Il mancato ammonimento sulle conseguenze penali derivanti dall’obbligo di dire la verità sulle proprie qualità personali diverse dalle generalità non assume dunque rilevanza sotto il profilo della dedotta inutilizzabilità, in quanto non previsto dall’art. 64, comma 3, cod. proc. pen., che fa esclusivo riferimento – tramite il richiamo all’art. 66, comma 1, cod. proc. pen. – alle sole domande sulle generalità e su quant’altro serve all’identificazione dell’imputato.
Né si può ritenere che la citata sentenza n.111 abbia modificato l’art. 66, comma 1, cod. proc. pen., che non è stato toccato dalla pronuncia di illegittimità, avendo la sentenza limitato I proprio intervento alla sola necessità che l’avviso della facoltà di non rispondere andasse esteso anche alle domande sulle qualità personali diverse da quelle sulle generalità e, più in generale, da quelle che servono all’identificazione dell’imputato.
In altri termini, la Corte è intervenuta unicamente sul fronte della salvaguardia della garanzia costituzionale del diritto al silenzio per estenderla anche alle domande di cui all’art. 21 disp. att. cod. proc. pen. att. verso la formulazione di un previo avvertimento alla persona sottoposta alle indagini o imputata della facoltà di non rispondere anche a tali domande, ma nulla ha statuito o innovato in ordine al diritto di mentire che si riconosce all’imputato per difendersi dalle accuse mosse nei suoi confronti, espressamente lasciando libero il legislatore di valutare se estendere la non punibilità anche all’ipote3i in cui l’interessato, avendo ricevuto l’avvertimento, renda comunque dichiarazioni false allo scopo di evitare conseguenze a sé pregiudizievoli nell’ambito del procedimento e poi del processo penale”.
In conclusione, nessuna causa di inutilizzabilità è, quindi, prevista per l’imputato che avvisato della facoltà di non rispondere menta sulle proprie qualità personali diverse dalle proprie generalità, anche quando non sia stato espressamente ammonito dell’obbligo di dire la verità, essendo tal monito previsto dall’art. 66, comma 1, cod. proc. pen. solamente per le dichiarazioni sulle proprie generalità.
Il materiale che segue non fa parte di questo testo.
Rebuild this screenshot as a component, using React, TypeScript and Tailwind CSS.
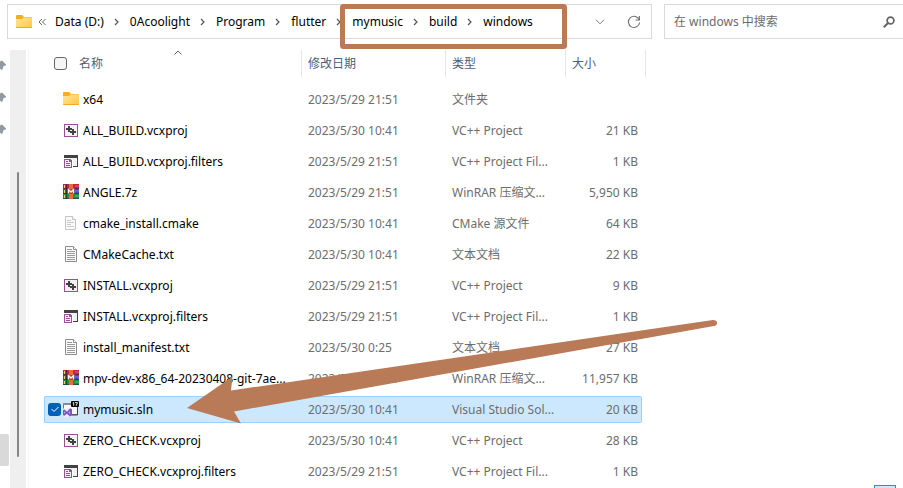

L’assenza di una previsione espressa di legge che imponga a pena di inutilizzabilità di ammonire l’imputato sulle conseguenze penali derivanti dalle mendaci dichiarazioni rese sulle qualità personali diverse dalle generalità, ovviamente non impedisce che tale avviso sia comunque dato per evitare equivoci che, ove dimostrati, potrebbero assumere rilevanza sotto il diverso piano dell’accertamento del dolo e della scusabilità dell’errore di diritto, non oggetto di censure specifiche.